Edwards praised his team's effort to get him to the front and in leading laps, but the effort was sidelined by the scoring error.
   
"It’s just too bad when something like that happens and it takes you back and messes up your race when it’s just a scoring error," Edwards said. "So hopefully they’ll figure out what’s going on so this doesn’t happen to these teams anymore. They don’t deserve it. My guys worked really hard tonight."
   
The problem started with the wreck that caused that final caution. Nationwide Series Director Joe Balash said that in avoiding the crashing car of Colin Braun, Edwards' car went into a position where it wasn't picked up by the scoring loop.
   
"The 60 car, when the incident occurred, had to come way below the yellow line to avoid the incident and he was below where the scoring loops were," Balash said. "When we back to the freeze the field position, we went back to the last hit on the loops."
   
The system places the car at the last crossed loop, so since it couldn't find Edwards' car, it reverted to the previous loop when he was actually behind Bowyer.

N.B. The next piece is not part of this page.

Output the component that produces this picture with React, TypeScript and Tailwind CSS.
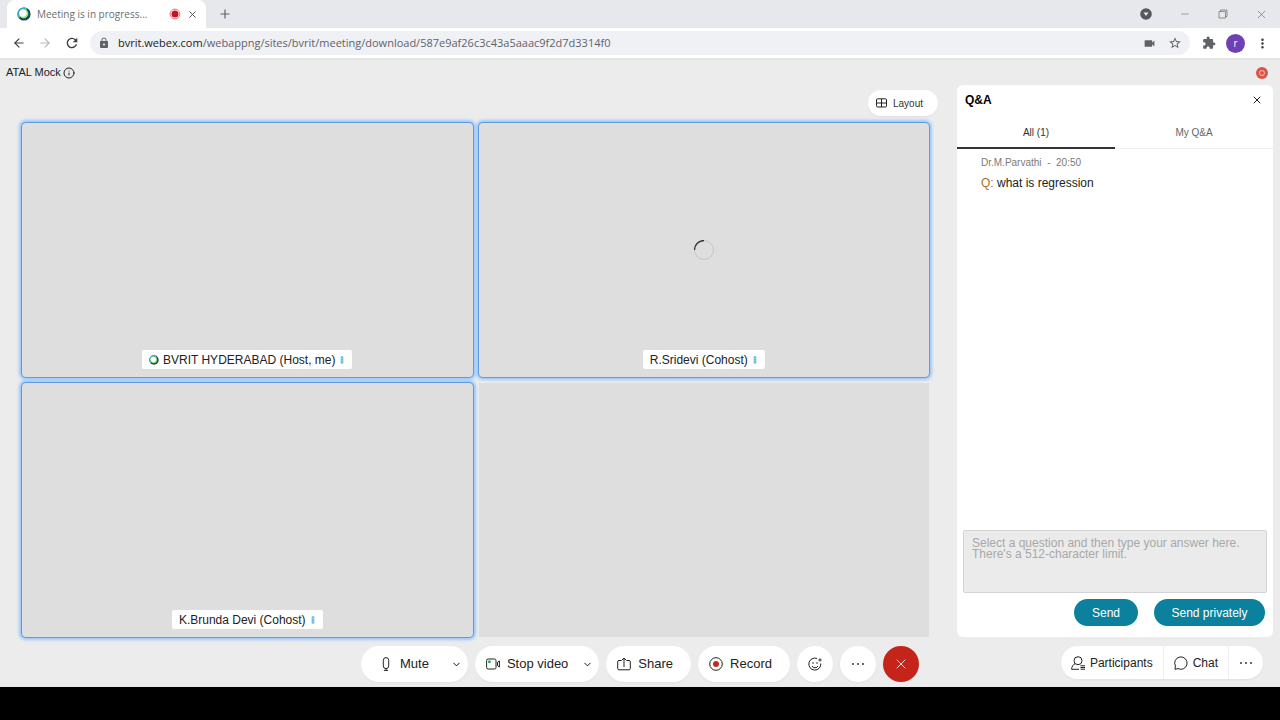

He had passed Bowyer between the two loops. To figure it out, NASCAR needed to review video of the incident, which it did after the race.
   
"We had a situation with two cars on one of the cautions [recently] and one driver was adamant he was ahead of another driver and going back to the freeze the field, it was the opposite direction by .1 of a second," Balash said. "And so going by the freeze the field, we had (Edwards) repositioned, and we would have had to go back through the video and we didn’t see the video until after the race."
  
Brian Vickers was placed in the wrong position on a late restart in the Sprint Cup race at Michigan earlier this season, something NASCAR officials later apologized for. Both drivers felt that the placement of their cars cost them a shot at a win. And NASCAR, to its credit, is working diligently to make sure a similar issue doesn't crop up again.
  
"It’s an unfortunate situation, and we’re going to look at the positions of the scoring loops to see if we can’t make some alterations to it," Balash said.